Corporate organizations in Pakistan are catching the buzz. The Chinese government is deepening its roots further into the continent and is acquiring stakes and partnering to develop the continent as well as make profits. The United States is supporting as well by recently activating policies that would encourage US Companies to invest in Africa. The UK football scene is not doing less as can be evidenced Sunderland FC’s latest partnership program with Invest In Africa to support the continent’s soccer sphere. Investments in Mogadishu are ongoing. The European community making strategic partnerships and endorsements. The US secretary of State, Mrs. Hillary Clinton encouraging American investors to put their money on Africa. The Indian capitalists are trooping into Nigeria everyday to make calculated affiliations, mergers or acquisitions. These interests run across all sectors be it financial, oil and gas, commodities, automobile or even entertainment.

In spite of these laudable interests, progress and achievements, it is worrisome to anticipate the plans of Africans for their own domain. Trying to take a bird’s eye view on the African economosphere in the next 20 maybe 30 years, with the average African’s perspective, it would not be shocking to find a thriving business arena with Africans owning less than 50 per cent of the best businesses on the entire continent. Several things are still being outsourced such as printing works, major construction contracts among others. Much more is imported ranging from manpower through raw materials to finished goods. Much of the African’s instruments of purchase do not remain in the continent, they go out of the system eventually even if they linger for a longer while. It is impossible for a continent to survive solely by producing what it does not consume and consuming what it does not produce.

How easy will it be for the differing economies in the continent to meander through the labyrinths of counter-productiveness? How much are the governments supporting entrepreneurial activities in their domiciles? How business-friendly are the implemented policies? What strategies are in place into ensure mutual exchange or some sort of barter that encourages commodity swap between countries involved in import and export trade? How much more are the entrepreneurs engaging professionals that can sustain their businesses? How positioned are the financial institutions and banks of industries such that their funds are easily accessible? How much of support is the local market willing to give its businesses intentionally? These are questions addressed at the average African who doubles as the market and as the enterprise and at his leader. 

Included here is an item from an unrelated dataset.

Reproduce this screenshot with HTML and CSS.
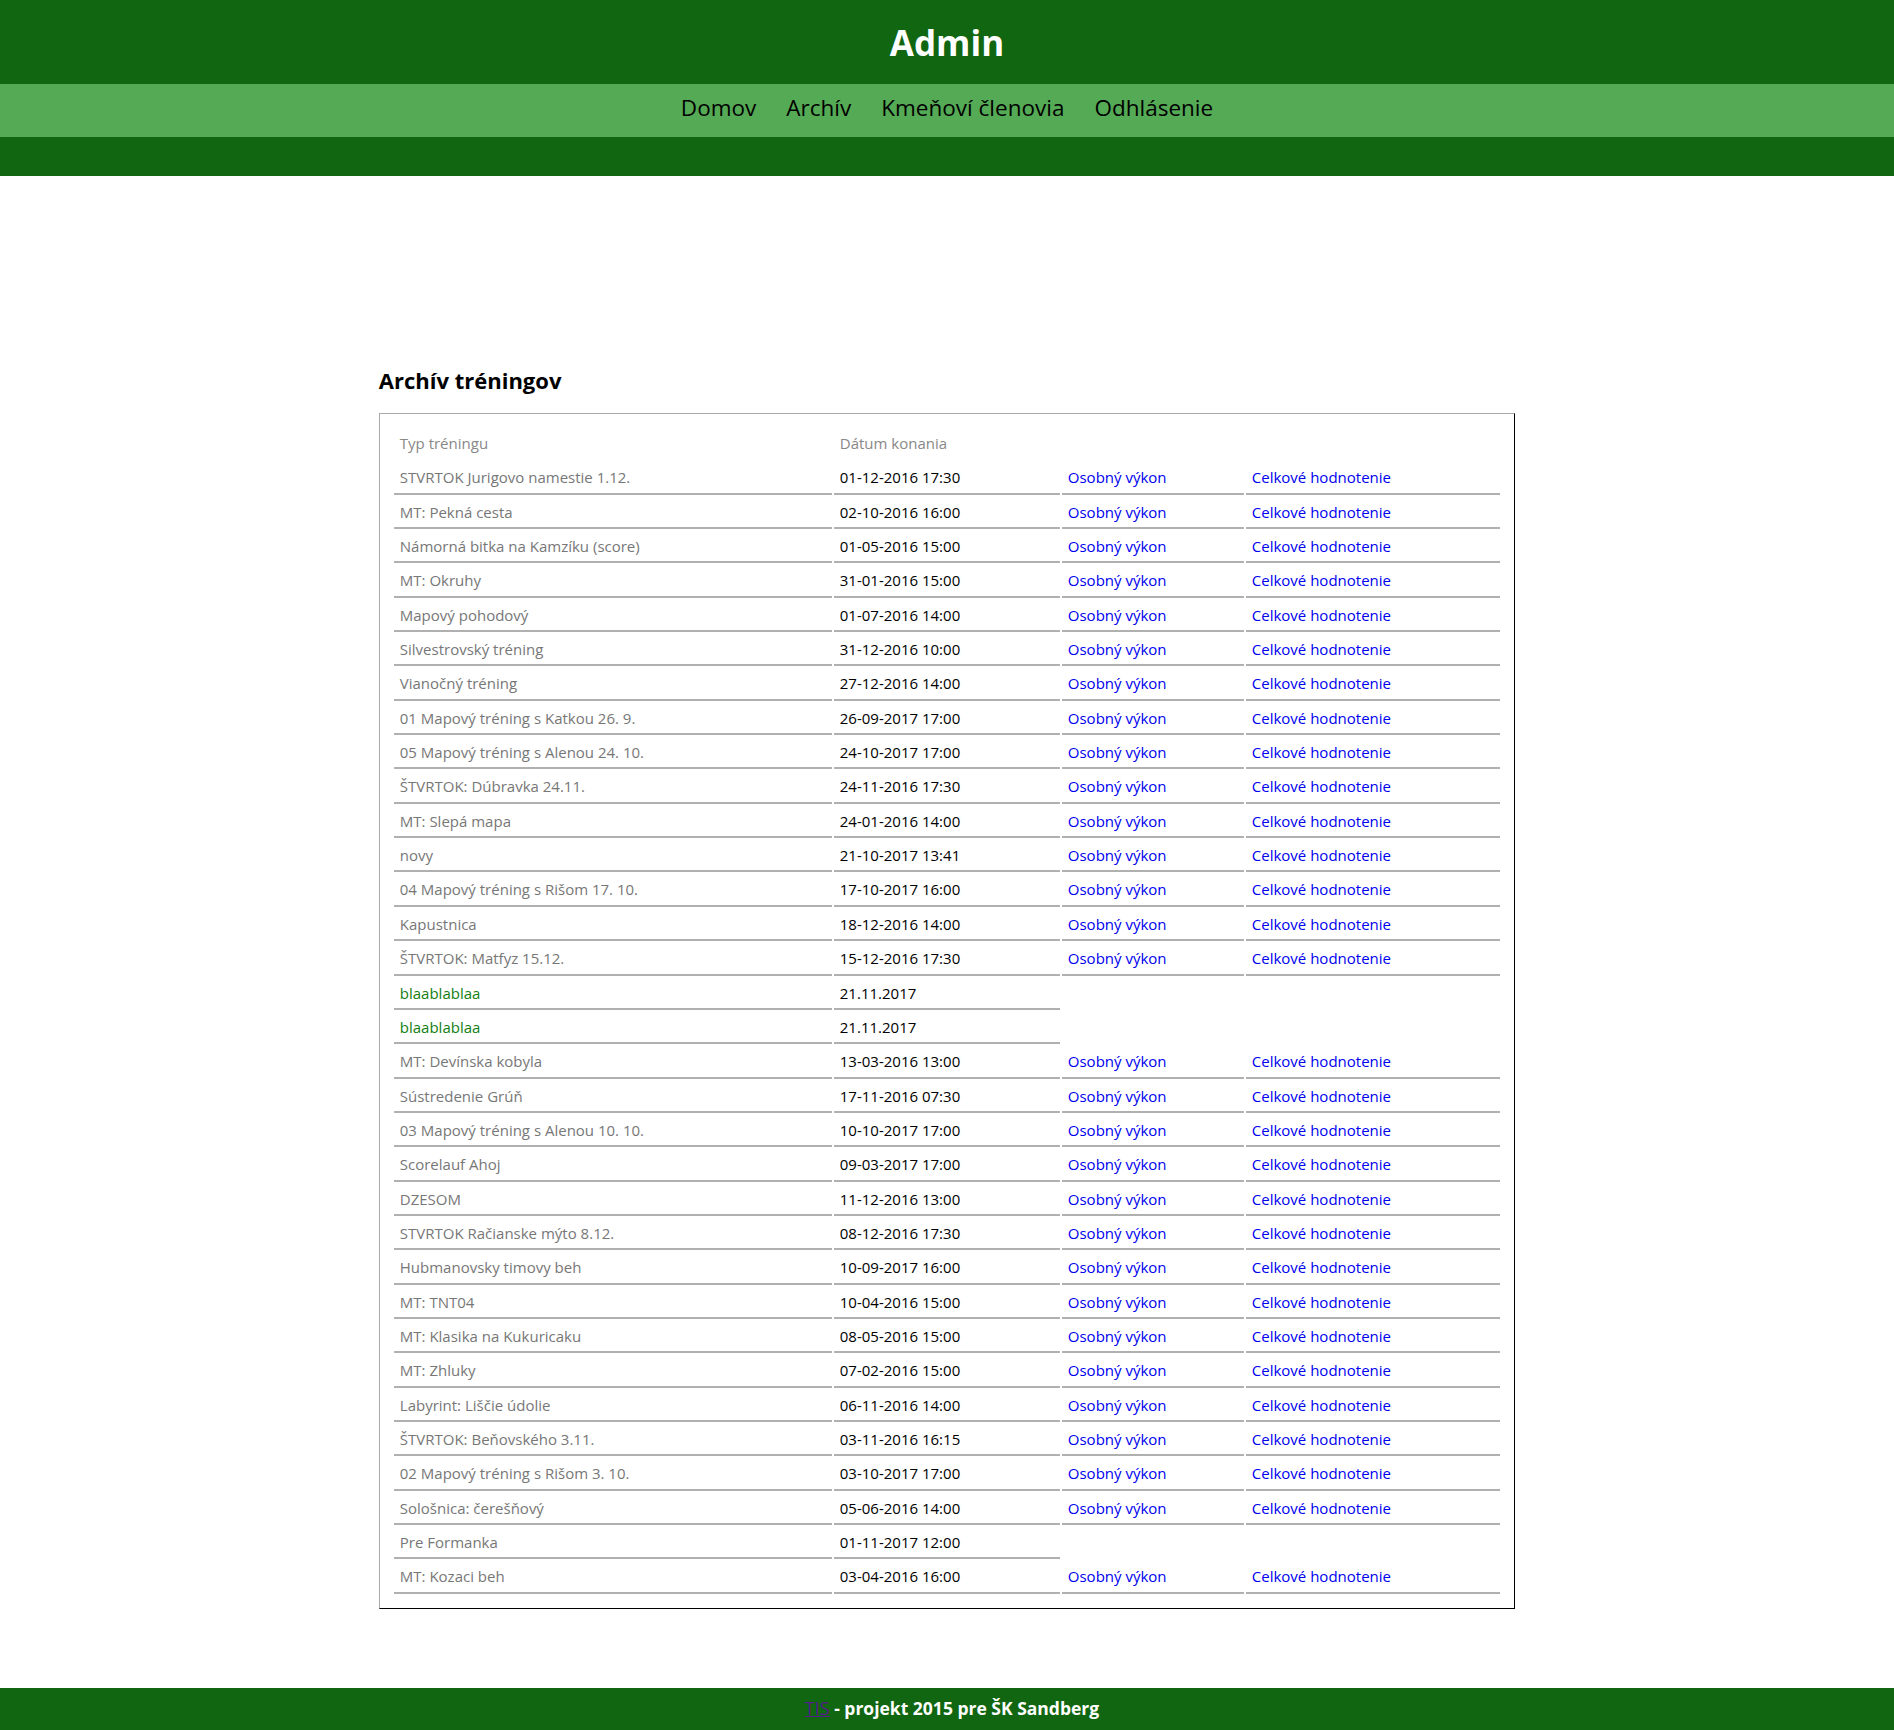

It is pertinent that the local products be equally supported in order to maximize economic growth and reforms, so that the African majority become beneficiaries.  Ghana recently launched an initiative through Ghana Television to promote Ghanaian products and services more regularly. The station made 60 per cent reduction in advertising fee on its channel for all local companies and individuals whose activities were focused on promoting Ghanaian products.

While it is plausible for the eagle-eyed investor in Japan or Pakistan or Germany to find gaps and affix his conglomerate onto the soils of Africa, it is also imperative that Nigerians, Ghanaians, Kenyan and all other concerned African seek and begin to fill those tiny gaps in the economy that their resources can. There are boundless opportunities in Africa. There are hundreds of opportunities waiting to be executed on the internet timeline. There are service and product gaps to be filled in the economy. There are local products such as laundry soaps, cosmetics, processed foods with a waiting market ready to buy. People with surplus cash should find local entrepreneurs to invest in and strategize to yield better return on investments than throwing cash on frivolities. Micro businesses should seek workable means of aggregating to create more potent businesses that are capable of supplying export demands rather than waiting on government grants. The average SME in the continent will survive better when they get all support they can from the markets, the media and the ministries in control.

There are business opportunities in Africa indeed and they may not linger long enough for the average African who looking for all the money he can amass over the years before kickstarting his viable idea.